Search code examples
haskellrepa

Unexpected performance observed in repa-algorithms function


I was testing out the mmultP function from repa-algorithms-3.2.1.1 with the following code (a tad condensed here for brevity):

import Data.Array.Repa hiding            (map)
import Data.Array.Repa.Algorithms.Matrix (mmultP)

import Control.Monad                     (replicateM)
import Control.Arrow                     ((&&&))
import System.Random.MWC                 (initialize, uniformR)
import Control.Monad.ST                  (runST)
import Data.Vector.Unboxed               (singleton)
import Data.Word                         (Word32)

-- Create a couple of dense matrices
genRnds :: Word32 -> [Double]
genRnds seed = runST $ do
    gen <- initialize (singleton seed)
    replicateM (1000 ^ 2) (uniformR (0, 1) gen)

(arr, brr) = head &&& last $ map (fromListUnboxed (Z :. 1000 :. 1000 :: DIM2) . genRnds) [1, 100000]

-- mmultP test
main :: IO ()
main = mmultP arr brr >>= print

and as specified here, compiled using

ghc mmultTest.hs -Odph -rtsopts -threaded -fno-liberate-case -funfolding-use-threshold1000 -funfolding-keeness-factor1000 -fllvm -optlo-O3 -fforce-recomp

Here's the sequential run in the threaded runtime:

$ time ./mmultTest +RTS -K100M > /dev/null
real    0m10.962s
user    0m10.790s
sys     0m0.161s

and here's one using 4 cores (running on a four-core MacBook Air):

$ time ./mmultTest +RTS -N4 -K100M > /dev/null
real    0m13.008s
user    0m18.591s
sys     0m2.067s

Anyone have any intuition as to what's happening here?
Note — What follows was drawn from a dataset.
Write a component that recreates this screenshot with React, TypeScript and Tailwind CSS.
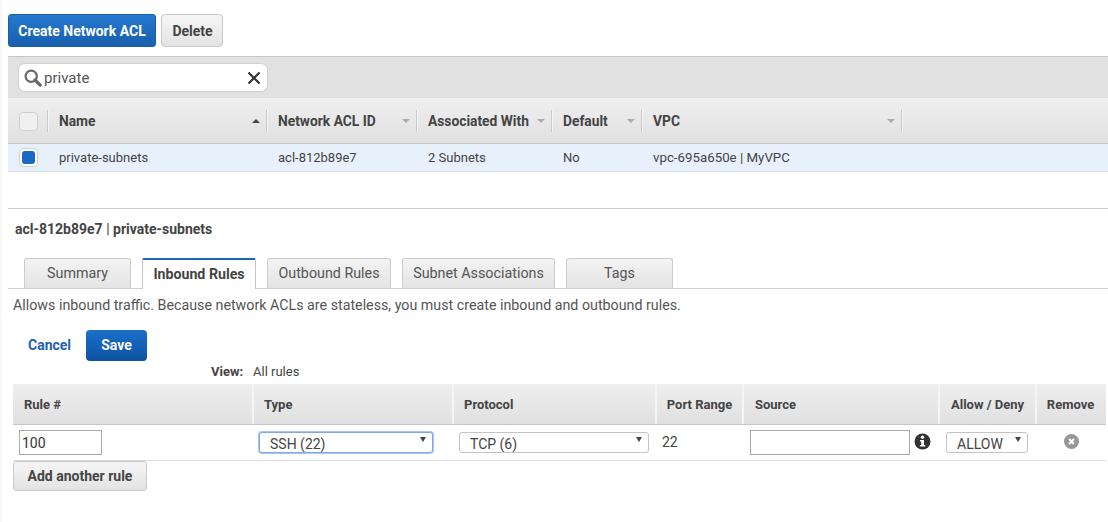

I also get slower-than-sequential performance for -N2 and -N3; each core seems to add some additional time.

Note that I do observe some minor gains from parallelism on some hand-rolled Repa matrix multiply code.

UPDATE:

Puzzling; I replaced main with

mmultBench :: IO ()
mmultBench  = do 
   results <- mmultP arr brr 
   let reduced = sumAllS results 
   print reduced

and removed the dependency on mwc-random:

(arr, brr) = head &&& last $ map (fromListUnboxed (Z :. 1000 :. 1000 :: DIM2)) (replicate 2 [1..1000000])

A Criterion benchmark with the runtime options -N1 -K100M yields:

mean: 1.361450 s, lb 1.360514 s, ub 1.362915 s, ci 0.950
std dev: 5.914850 ms, lb 3.870615 ms, ub 9.183472 ms, ci 0.950

and -N4 -K100M gives me:

mean: 556.8201 ms, lb 547.5370 ms, ub 573.5012 ms, ci 0.950
std dev: 61.82764 ms, lb 40.15479 ms, ub 102.5329 ms, ci 0.950

Which is a lovely speedup. I would almost think that the previous behaviour was due to writing the resulting 1000x1000 array to stdout, but as I mentioned, I do observe parallelism gains there if I swap in my own matrix multiply code. Still scratching my head.


Solution

  • 1) Printing the matrix to stdout will make the program IO bound. Any speedup figures recorded in this situation will be lies.

    2) There are no 4 core MacBook Airs. They are all 2 core, with 2 hyper-threads per core. Only 2 threads can actually run at a time. Any speedup with > -N2 will be due to latency hiding -- the second hyper-thread on a core can run while the first is stalled on cache-miss.